Even if the OP is totally taking a placebo, let him. Sleep is incredibly important and if the placebo lets him sleep, why is it any skin off our backs?

Also Kmart sucks.

IMO, Sears was a lot better before they merged with Kmart. Sadly, both are now terrible places to attempt to shop.

Melatonin can be helpful for me, too, but I can’t take a 3mg tablet unless I want to have nightmares. Cutting one in half seems to get me to a reasonable dose.

I making an analogy to reflect the bizarre spectacle of a K-Mart employee trying to figure out what the hell 500mcg of Meltonin is.

I believe the reason Walton succeeded is because Walmart is actually a distributor, not a retailer. Therefore, customers don’t have to pay the extra markup.

Where the hell did you get that pile of shit?

Are you seriously getting worked up over this?

Here is what I am talking about

I tell my students in our database class that that big store on the edge of town isn’t a store, it’s a big database. That’s why Walmart succeeded - they manage their inventory and distribution system much more efficiently than anyone else. I picked that up from Business Week in the 1980s as Walmart was starting its expansion.

Sam Walton was not a bad guy. Too bad about his kids…

In what alternate universe does the K-Mart employee have to figure out anything? He just scans the barcode. If K-Mart had advanced to where Wal-Mart was 20 years ago, he could then query the computer to see whether there was any more of that item in the store.

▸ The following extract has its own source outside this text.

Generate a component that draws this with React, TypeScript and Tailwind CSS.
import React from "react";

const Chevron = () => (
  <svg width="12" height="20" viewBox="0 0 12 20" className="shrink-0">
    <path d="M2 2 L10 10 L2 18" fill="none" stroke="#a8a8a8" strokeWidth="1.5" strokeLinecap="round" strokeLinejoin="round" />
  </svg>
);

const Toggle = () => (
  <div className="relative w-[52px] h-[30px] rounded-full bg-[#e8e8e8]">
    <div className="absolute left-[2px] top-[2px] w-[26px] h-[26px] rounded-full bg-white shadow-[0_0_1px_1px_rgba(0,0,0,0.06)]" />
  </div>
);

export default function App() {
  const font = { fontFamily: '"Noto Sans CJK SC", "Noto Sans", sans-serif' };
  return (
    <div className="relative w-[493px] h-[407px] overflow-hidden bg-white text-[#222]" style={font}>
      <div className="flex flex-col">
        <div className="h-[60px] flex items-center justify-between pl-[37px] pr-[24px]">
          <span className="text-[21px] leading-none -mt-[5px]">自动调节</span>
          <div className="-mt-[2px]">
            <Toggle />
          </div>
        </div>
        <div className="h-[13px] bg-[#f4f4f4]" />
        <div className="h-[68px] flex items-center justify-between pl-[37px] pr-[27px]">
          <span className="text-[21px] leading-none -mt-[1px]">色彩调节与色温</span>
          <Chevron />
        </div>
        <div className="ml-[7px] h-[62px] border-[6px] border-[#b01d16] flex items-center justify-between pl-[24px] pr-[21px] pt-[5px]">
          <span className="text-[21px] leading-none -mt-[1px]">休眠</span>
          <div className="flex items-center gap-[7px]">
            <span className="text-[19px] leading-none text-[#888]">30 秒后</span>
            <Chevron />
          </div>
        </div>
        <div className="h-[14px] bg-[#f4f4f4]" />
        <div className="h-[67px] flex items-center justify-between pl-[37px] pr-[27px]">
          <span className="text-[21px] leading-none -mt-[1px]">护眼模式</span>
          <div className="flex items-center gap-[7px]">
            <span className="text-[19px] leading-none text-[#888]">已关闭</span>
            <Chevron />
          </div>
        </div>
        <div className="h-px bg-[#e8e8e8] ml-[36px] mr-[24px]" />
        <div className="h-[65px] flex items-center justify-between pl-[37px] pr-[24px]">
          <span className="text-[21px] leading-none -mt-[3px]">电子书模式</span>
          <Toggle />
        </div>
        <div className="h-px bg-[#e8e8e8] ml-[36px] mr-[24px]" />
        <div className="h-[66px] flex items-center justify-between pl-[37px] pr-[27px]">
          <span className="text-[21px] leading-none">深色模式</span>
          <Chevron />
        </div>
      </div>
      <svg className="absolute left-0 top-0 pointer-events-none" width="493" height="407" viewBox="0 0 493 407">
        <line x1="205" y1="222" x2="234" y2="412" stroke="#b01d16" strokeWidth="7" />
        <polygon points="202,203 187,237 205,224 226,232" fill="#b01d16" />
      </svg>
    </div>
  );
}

I figured that K-Mart’s logistics, while not up to 2015 norms, would at least be up to 1995 state-of-the-art. That’s part of why I was taken by surprise by the second-level manager going to look in the back to see if there was any more of it, because (a) stuff should only be ‘in the back’ very briefly before moving it to the shelves, and (b) if it’s ‘in the back’, it should have been scanned in on delivery, and they should know if it’s there without going there.

In big boy science we use lots of Greek letters and seem to get by just fine.
(Seriously, though, the really annoying part is that FDA actually encourages the use of mcg)

Or do what do, which is to simply use a u as a place holder. 3 ug reads much better than 3 mcg.

In big boy math we used lots of Greek letters too. But we didn’t expect the rest of the world to manage as easily with that as we did.

Right. Yet another example of the low expectations of mathematicians. I see you’re trying to be kind to BigT, but in the end you’re hurting him.